A new volunteer arrived this week. Maiko is from Japan and people always find us an interesting pair. We explain that she is from Japan and I'm a Japanese American. She's very sweet, from Kyoto, but attending college in Michigan. She's jumped right into the flow at the DRC with lots of enthusiasm and it's been good fun.
Since my ankle has been healing, I haven't taken the kids on any walks, as I'm just not confident pushing any wheelchairs up the steep, rocky hills. So, 2 days ago, she took the kids out for a walk and about 18 kids went in all. Not knowing the area, the kids ignored my suggestion of taking her on a less strenuous walk, they ventured up the super steep hill to the Gumba Buddhist monastery. It was quite a climb for her first walk, but she's a trooper. On the way down the hill, one of the kids got carried away and accidentally, one of the girls her wheelchair fell out. She broke her arm and got a concussion. Poor Gita.... She's better now, but it gave us all quite a scare. We have learned some valuable lessons about what the children are capable of. Honestly, I have seen these kids do things that make my heart jump, but they are completely capable and have no problems. My level of trust and comfort for what they can do in wheelchairs has really grown. They also take care of each other in such a loving and helpful way, it seems that they are looking out for eachother. However, accidents do happen...

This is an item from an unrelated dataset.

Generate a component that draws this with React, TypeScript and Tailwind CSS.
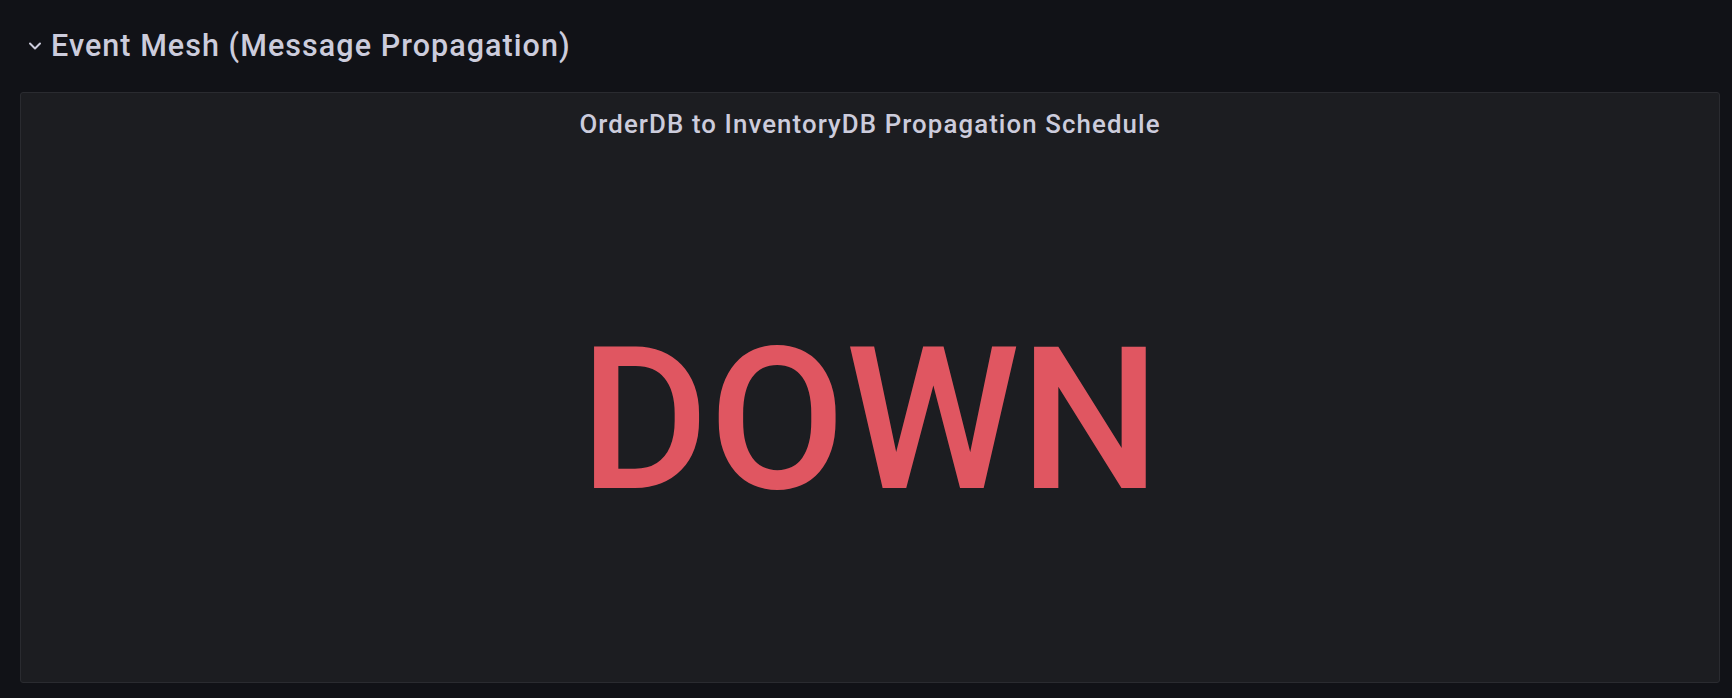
import React from 'react';

const Chevron: React.FC = () => (
  <svg width="14" height="8" viewBox="0 0 14 8" className="shrink-0">
    <polyline points="2,1.5 7,6.5 12,1.5" fill="none" stroke="#ccccdc" strokeWidth="2" strokeLinecap="round" strokeLinejoin="round" />
  </svg>
);

export default function App() {
  return (
    <div className="min-h-screen w-full bg-[#111217] font-['Roboto',sans-serif] text-[#ccccdc]">
      {/* row header */}
      <div className="h-[92px] flex items-center gap-[9px] pl-[28px]">
        <Chevron />
        <span className="text-[30.5px] font-medium leading-none tracking-[1.05px]">Event Mesh (Message Propagation)</span>
      </div>

      {/* stat panel */}
      <div className="ml-[20px] w-[1700px] h-[591px] flex flex-col bg-[#1c1d21] border border-[#2a2b30] rounded-[3px]">
        <div className="mt-[16px] h-[32px] flex items-center justify-center">
          <span className="text-[25.8px] font-medium leading-none tracking-[1.1px]">OrderDB to InventoryDB Propagation Schedule</span>
        </div>
        <div className="flex-1 flex items-center justify-center pt-[16px]">
          <span className="text-[198px] font-medium leading-none text-[#e05661]">DOWN</span>
        </div>
      </div>
    </div>
  );
}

As a treat, I took 12 of the tween age kids to the local market to shop. They each spent 200 rupees ($3 USD) and could buy whatever they chose. Looking back to my tween years, I'm sure that when I got money to spend freely, I bought candy, went to movies, toys or other odds and ends. These kids chose shirts, belts, watches, backpacks, a few little transistor radios, and scarves. It was fun to go with them. Of course, Surendra went along and was an awesome bargainer, making sure we got the most for our money. It was a very productive and fun shopping excursion.
I'm in my last week in Kathmandu and the thought of saying goodbye to these kids makes my heart tear, but hopefully, I'll come back this way someday. Hope you are all happy and healthy!